Cordova replied that “this is really a big deal,” explaining that such directorate-level funding was appropriated in FY 1999. The NSF budget was about half of what it is now; then the level of proposals numbered about 30,000 as compared to today’s 50,000. Cordova stressed the exhaustive and “very time consuming” process the foundation follows in determining funding levels involving decadal studies, workshops, other forms of community input, program officer and staff decisions, and other planning exercises such as staff retreats. Work on the FY 2017 budget request that will go to Congress next February is already underway she said. Cordova wondered if Congress really wanted to be involved in such a laborious process that would create an opportunity for scientists to lobby on behalf of a specific research area or facility.

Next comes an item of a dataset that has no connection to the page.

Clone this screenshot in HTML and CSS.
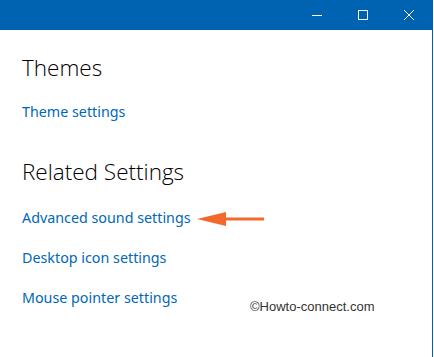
FILE: index.html
```html
<!DOCTYPE html>
<html lang="en">
<head>
    <meta charset="UTF-8">
    <title>Settings</title>
    <link rel="stylesheet" href="styles.css">
</head>
<body>
    <div class="window">
        <div class="title-bar">
            <button class="cap-btn">
                <svg width="10" height="10" viewBox="0 0 10 10"><path d="M0 5.5h10" stroke="#fff" stroke-width="1"/></svg>
            </button>
            <button class="cap-btn">
                <svg width="10" height="10" viewBox="0 0 10 10"><rect x="0.5" y="0.5" width="9" height="9" fill="none" stroke="#fff" stroke-width="1"/></svg>
            </button>
            <button class="cap-btn">
                <svg width="10" height="10" viewBox="0 0 10 10"><path d="M0 0L10 10M10 0L0 10" stroke="#fff" stroke-width="1"/></svg>
            </button>
        </div>
        <div class="content">
            <h2 class="group-title">Themes</h2>
            <a class="link" href="#">Theme settings</a>

            <h2 class="group-title related">Related Settings</h2>
            <div class="link-row">
                <a class="link" href="#">Advanced sound settings</a>
                <svg class="arrow" width="68" height="16" viewBox="0 0 68 16">
                    <path d="M0 8L29 1V15Z" fill="#f26a2b"/>
                    <path d="M27 8H67" stroke="#f26a2b" stroke-width="3"/>
                </svg>
            </div>
            <a class="link" href="#">Desktop icon settings</a>
            <a class="link" href="#">Mouse pointer settings</a>
        </div>
        <div class="watermark">©Howto-connect.com</div>
    </div>
</body>
</html>
```

FILE: styles.css
```css
*{
    margin: 0;
    padding: 0;
    box-sizing: border-box;
}
body{
    background: #fff;
    font-family: "Noto Sans", "Open Sans", sans-serif;
}
.window{
    width: 433px;
    height: 357px;
    border-right: 1px solid #0063b1;
    position: relative;
    background: #fff;
}
.title-bar{
    height: 30px;
    background: #0063b1;
    display: flex;
    justify-content: flex-end;
}
.cap-btn{
    width: 46px;
    height: 30px;
    border: none;
    background: none;
    display: flex;
    align-items: center;
    justify-content: center;
}
.content{
    padding: 24px 0 0 22px;
}
.group-title{
    font-family: "Open Sans", sans-serif;
    font-weight: 300;
    font-size: 22.5px;
    line-height: 28px;
    color: #000;
}
.group-title.related{
    margin-top: 36px;
}
.link{
    display: block;
    font-size: 14.3px;
    line-height: 20px;
    color: #0067b8;
    text-decoration: none;
    margin-top: 20px;
}
.related + .link-row .link{
    margin-top: 22px;
}
.link-row{
    display: flex;
    align-items: flex-end;
}
.link-row .link{
    display: inline-block;
}
.arrow{
    margin-left: 6px;
    margin-bottom: 1px;
}
.watermark{
    position: absolute;
    left: 250px;
    top: 299px;
    font-family: "Liberation Sans", sans-serif;
    font-size: 13px;
    color: #333;
}
```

Culberson appeared satisfied with Cordova’s answer, characterizing her remarks as “very valid concerns.” He spoke of investing wisely in NSF and NASA, and said that funding decisions should not be influenced by the promise of new jobs or parochial interests. Culberson then turned to his third question about the control that the Office of Management and Budget has over the foundation’s annual request, expressing his desire that it, and that of NASA, by-pass OMB and be submitted directly to Congress.
In the course of his concluding remarks, Culberson referenced the OMB, as he told Cordova “The National Science Foundation is a national treasure. And we will do everything we can to help protect you, to fund you at a level you need to continue to do the great work that you’ve been doing . . . with as little political interference as is humanly possible.”